## [Instructions for the task]
Each line from the top of the listing through the one holding "import React from 'react';" should be restated word for word, with nothing added and no pictures.

--- begin Dataset content ---

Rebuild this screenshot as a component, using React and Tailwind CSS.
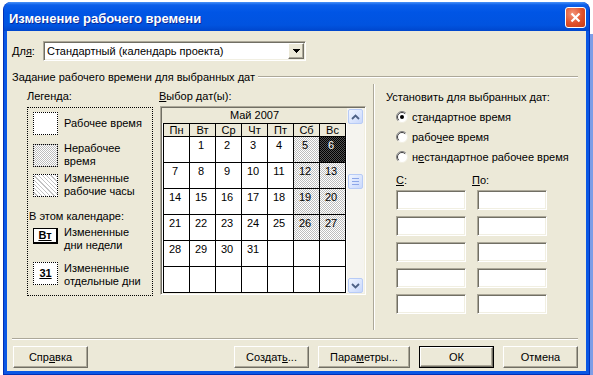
import React from 'react';

const sunken =
  'border border-t-[#aca899] border-l-[#aca899] border-b-white border-r-white shadow-[inset_1px_1px_0_#716f64,inset_-1px_-1px_0_#f1efe2]';
const raised =
  'border border-t-white border-l-white border-r-[#716f64] border-b-[#716f64] shadow-[inset_-1px_-1px_0_#aca899] bg-[#ece9d8]';
const dither = 'bg-[conic-gradient(#bdbdbd_25%,#fff_0_50%,#bdbdbd_0_75%,#fff_0)] bg-size-[2px_2px]';
const ditherDark = 'bg-[conic-gradient(#000_25%,#505050_0_50%,#000_0_75%,#505050_0)] bg-size-[2px_2px]';

const U = ({ children }) => <span className="underline underline-offset-[1px]">{children}</span>;

const Radio = ({ checked }) => (
  <svg width="12" height="12" viewBox="0 0 12 12" className="shrink-0">
    <circle cx="6" cy="6" r="5.5" fill="#fff" />
    <path d="M2.1 9.9 A5.5 5.5 0 0 1 9.9 2.1" stroke="#808080" fill="none" />
    <path d="M2.8 9.2 A4.5 4.5 0 0 1 9.2 2.8" stroke="#404040" fill="none" />
    <path d="M9.9 2.1 A5.5 5.5 0 0 1 2.1 9.9" stroke="#f1efe2" fill="none" />
    {checked && <circle cx="6" cy="6" r="2" fill="#000" />}
  </svg>
);

const Btn = ({ w, children, isDefault }) =>
  isDefault ? (
    <div className={`${w} h-[22px] border border-black`}>
      <div className={`w-full h-full ${raised} flex items-center justify-center`}>{children}</div>
    </div>
  ) : (
    <div className={`${w} h-[22px] ${raised} flex items-center justify-center`}>{children}</div>
  );

const Arrow = ({ up }) => (
  <svg width="9" height="6" viewBox="0 0 9 6">
    <path
      d={up ? 'M1 5 L4.5 1.5 L8 5' : 'M1 1 L4.5 4.5 L8 1'}
      stroke="#4d6185"
      strokeWidth="1.8"
      fill="none"
    />
  </svg>
);

const ScrollBtn = ({ children, cls = '' }) => (
  <div
    className={`h-[15px] mx-[1px] rounded-[2px] border border-[#b7cbf6] bg-[linear-gradient(135deg,#f0f5ff,#c9d8fc)] flex items-center justify-center ${cls}`}
  >
    {children}
  </div>
);

const days = ['Пн', 'Вт', 'Ср', 'Чт', 'Пт', 'Сб', 'Вс'];
const weeks = [
  [null, 1, 2, 3, 4, 5, 6],
  [7, 8, 9, 10, 11, 12, 13],
  [14, 15, 16, 17, 18, 19, 20],
  [21, 22, 23, 24, 25, 26, 27],
  [28, 29, 30, 31, null, null, null],
  [null, null, null, null, null, null, null],
];

const Calendar = () => (
  <div className={`ml-[1px] mt-[3px] w-[206px] h-[189px] p-[1px] flex ${sunken}`}>
    <div className="w-[185px] h-full pl-[1px] bg-white overflow-hidden flex flex-col">
      <div className="h-[17px] -ml-[1px] bg-[#ece9d8] flex items-center justify-center">Май 2007</div>
      <div className="flex border-t border-l border-black bg-[#ece9d8] w-[183px]">
        {days.map((d) => (
          <div key={d} className="w-[26px] h-[12px] leading-[12px] border-r border-black text-center">
            {d}
          </div>
        ))}
      </div>
      <div className="grid grid-cols-7 w-[183px] border-t border-l border-black">
        {weeks.flatMap((w, r) =>
          w.map((n, c) => {
            let bg = 'bg-white';
            if (n === 6) bg = `${ditherDark} text-white`;
            else if (n && c >= 5) bg = dither;
            return (
              <div
                key={`${r}-${c}`}
                className={`h-[26px] border-r border-b border-black text-center pr-[3px] pt-[2px] ${bg}`}
              >
                {n}
              </div>
            );
          })
        )}
      </div>
    </div>
    <div className="w-[17px] h-full bg-[#f5f4ef] flex flex-col pt-[1px]">
      <ScrollBtn>
        <Arrow up />
      </ScrollBtn>
      <ScrollBtn cls="mt-[50px] flex-col gap-[2px]">
        <div className="w-[7px] h-[1px] bg-[#8ca6e8]" />
        <div className="w-[7px] h-[1px] bg-[#8ca6e8]" />
        <div className="w-[7px] h-[1px] bg-[#8ca6e8]" />
      </ScrollBtn>
      <div className="flex-1" />
      <ScrollBtn>
        <Arrow />
      </ScrollBtn>
    </div>
  </div>
);

const Legend = () => (
  <div className="mt-[4px] h-[189px] border border-dotted border-black pl-[5px] pt-[2px] flex flex-col">
    <div className="flex items-center h-[26px] gap-[6px]">
      <div className="w-[25px] h-[23px] border border-dotted border-black bg-white" />
      <span>Рабочее время</span>
    </div>
    <div className="flex items-center h-[26px] gap-[6px] mt-[6px]">
      <div className={`w-[25px] h-[23px] border border-dotted border-black ${dither}`} />
      <span>
        Нерабочее
        <br />
        время
      </span>
    </div>
    <div className="flex items-center h-[26px] gap-[6px] mt-[4px]">
      <div className="w-[25px] h-[23px] border border-dotted border-black bg-[repeating-linear-gradient(45deg,#fff_0_2px,#c4c4c4_2px_3px)]" />
      <span>
        Измененные
        <br />
        рабочие часы
      </span>
    </div>
    <div className="mt-[11px] h-[14px] leading-[14px] -ml-[5px] pl-[1px]">В этом календаре:</div>
    <div className="flex items-start gap-[6px] mt-[3px]">
      <div className="w-[25px] h-[16px] mt-[2px] border border-black border-r-2 border-b-2 bg-white flex items-center justify-center font-bold">
        <U>Вт</U>
      </div>
      <span>
        Измененные
        <br />
        дни недели
      </span>
    </div>
    <div className="flex items-start gap-[6px] mt-[10px]">
      <div className="w-[25px] h-[23px] border border-dotted border-black bg-white flex items-center justify-center font-bold">
        <U>31</U>
      </div>
      <span>
        Измененные
        <br />
        отдельные дни
      </span>
    </div>
  </div>
);

const Input = () => <div className={`w-[70px] h-[20px] bg-white ${sunken}`} />;

export default function App() {
  return (
    <div className="w-[593px] h-[375px] bg-white overflow-hidden flex pt-[2px] pl-[3px] font-['Liberation_Sans',Arial,sans-serif] text-[11px] leading-[13px] text-black">
      <div className="w-[587px] h-[373px] shrink-0 flex flex-col rounded-t-[8px] bg-[#0a57e4] border border-t-0 border-[#0030b8] overflow-hidden">
        {/* title bar */}
        <div className="h-[29px] shrink-0 flex items-center pl-[5px] pr-[3px] bg-[linear-gradient(to_bottom,#4a93f8_0%,#0c5fea_10%,#0055e5_35%,#0153df_80%,#0046cc_100%)]">
          <span className="flex-1 pt-[4px] text-white font-bold text-[13px] [text-shadow:1px_1px_0_#0a2a9a]">
            Изменение рабочего времени
          </span>
          <div className="w-[21px] h-[21px] mt-[2px] rounded-[3px] border border-white bg-[radial-gradient(circle_at_35%_30%,#f39478,#e0502a_55%,#c43c16)] flex items-center justify-center">
            <svg width="11" height="11" viewBox="0 0 11 11">
              <path d="M1.5 1.5 L9.5 9.5 M9.5 1.5 L1.5 9.5" stroke="#fff" strokeWidth="2.2" />
            </svg>
          </div>
        </div>

        {/* client area */}
        <div className="w-[579px] h-[340px] mx-[3px] bg-[#ece9d8] flex flex-col pl-[5px] pr-[8px] pt-[10px]">
          <div className="flex items-center h-[20px]">
            <span className="w-[31px]">
              Дл<U>я</U>:
            </span>
            <div className={`w-[263px] h-[20px] bg-white p-[1px] flex items-center ${sunken}`}>
              <span className="flex-1 pl-[2px]">Стандартный (календарь проекта)</span>
              <div className={`w-[16px] h-full ${raised} flex items-center justify-center`}>
                <svg width="7" height="4" viewBox="0 0 7 4" shapeRendering="crispEdges">
                  <path d="M0 0h7v1h-1v1h-1v1h-1v1h-1v-1h-1v-1h-1v-1h-1z" fill="#000" />
                </svg>
              </div>
            </div>
          </div>

          <div className="flex items-center mt-[9px] h-[14px]">
            <span>Задание рабочего времени для выбранных дат</span>
            <div className="flex-1 ml-[3px] border-t border-t-[#aca899] border-b border-b-white" />
          </div>

          <div className="flex h-[246px]">
            <div className="ml-[15px] w-[126px] pt-[5px] flex flex-col">
              <div className="h-[14px] leading-[14px]">Легенда:</div>
              <Legend />
            </div>

            <div className="ml-[6px] w-[207px] pt-[5px] flex flex-col">
              <div className="h-[14px] leading-[14px]">
                <U>В</U>ыбор дат(ы):
              </div>
              <Calendar />
            </div>

            <div className="ml-[7px] w-[2px] h-full border-l border-l-[#aca899] border-r border-r-white" />

            <div className="ml-[11px] pt-[6px] flex flex-col">
              <div className="h-[14px] leading-[14px]">Установить для выбранных дат:</div>
              <div className="mt-[3px] flex flex-col pl-[10px]">
                <div className="h-[20px] flex items-center gap-[4px]">
                  <Radio checked />
                  <span>
                    с<U>т</U>андартное время
                  </span>
                </div>
                <div className="h-[20px] flex items-center gap-[4px]">
                  <Radio />
                  <span>
                    рабо<U>ч</U>ее время
                  </span>
                </div>
                <div className="h-[20px] flex items-center gap-[4px]">
                  <Radio />
                  <span>
                    н<U>е</U>стандартное рабочее время
                  </span>
                </div>
              </div>
              <div className="mt-[6px] pl-[10px] grid grid-cols-[70px_70px] gap-x-[11px]">
                <div className="h-[14px] leading-[14px]">
                  <U>С</U>:
                </div>
                <div className="h-[14px] leading-[14px] -ml-[5px]">
                  <U>П</U>о:
                </div>
              </div>
              <div className="mt-[3px] pl-[10px] grid grid-cols-[70px_70px] gap-x-[11px] gap-y-[6px]">
                {Array.from({ length: 10 }).map((_, i) => (
                  <Input key={i} />
                ))}
              </div>
            </div>
          </div>

          <div className="mt-[8px] border-t border-t-[#aca899] border-b border-b-white" />

          <div className="mt-[6px] flex items-center">
            <div className="ml-[1px]">
              <Btn w="w-[75px]">
                Спр<U>а</U>вка
              </Btn>
            </div>
            <div className="flex-1" />
            <div className="flex gap-[9px]">
              <Btn w="w-[75px]">
                Создат<U>ь</U>...
              </Btn>
              <Btn w="w-[92px]">
                Пара<U>м</U>етры...
              </Btn>
              <Btn w="w-[75px]" isDefault>
                ОК
              </Btn>
              <Btn w="w-[75px]">Отмена</Btn>
            </div>
          </div>
        </div>
      </div>
      <div className="w-[3px] mt-[32px] h-[341px] bg-[#7d9de6]" />
    </div>
  );
}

--- end Dataset content ---

## [Output of the task]
Rebuild this screenshot as a component, using React and Tailwind CSS.
import React from 'react';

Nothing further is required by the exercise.